There are some down sides to this though. If a script is coded by hand and accidentally has an infinite loop in it there will be problems. The larger problem is at the server because the user has no way to abort it. Allowing the uploading of code for a general purpose programing language to a server changes the character of the server from one where the resources consumed by a client was fairly fixed to one where the are potentially unchecked. It is possible to place limits on the amounts a server instance is allowed to consume, but it will be difficult to gracefully terminate a script in progress. Another way to avoid some of these adverse conditions on the server is to have all scripts uploaded to the server be generated by a program. That is to discourage or even prevent a user from manually writing scripts to be uploaded.
In summary, using a TCL based scripting language has some significant advantages in its generality and open endedness. It does not restrict a prior the functionality of a mail sifter. It also has the potential to be a common scheme for filtering among several mail clients. It has some down sides in that an interpreter is required and implementing the interpreter and script generator is probably more work than implementing a simple rules file. It also may allow a user to consume a disproportionate amount of resources on the server that executes the sifter. Last, using an existing language like TCL leverages the expertise of it's designers and because it is in common use takes advantage of a growing community of TCL programmers.

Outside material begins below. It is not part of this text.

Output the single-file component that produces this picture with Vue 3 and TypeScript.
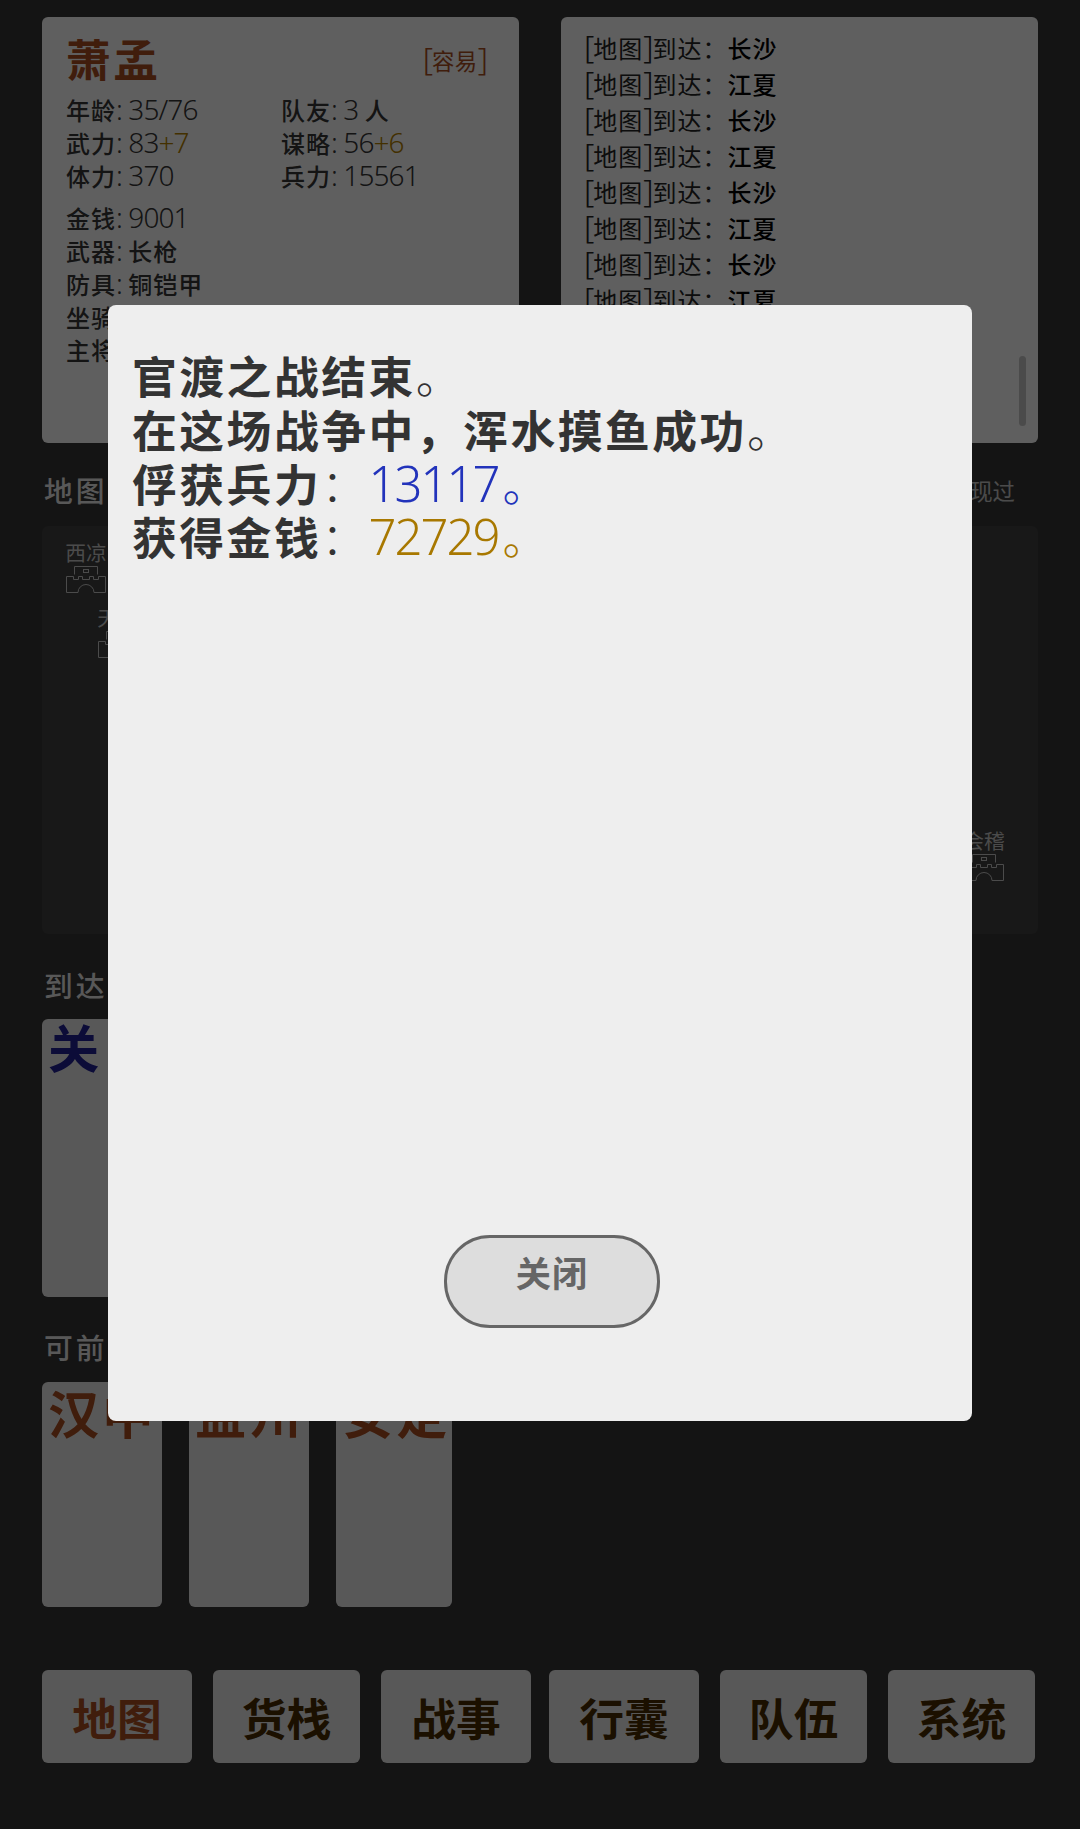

As of this writing none of this is implemented. The first step will be creating TCL interpreter extensions for the c-client in order to build the most basic sifter that matches patterns in message headers and files messages based on those patterns. Since a large part of the goal of the project is to study usability of the end system the priority will be on adding sifter features and advancing the sifter configuration manager, rather than on creating server and MTA sifters.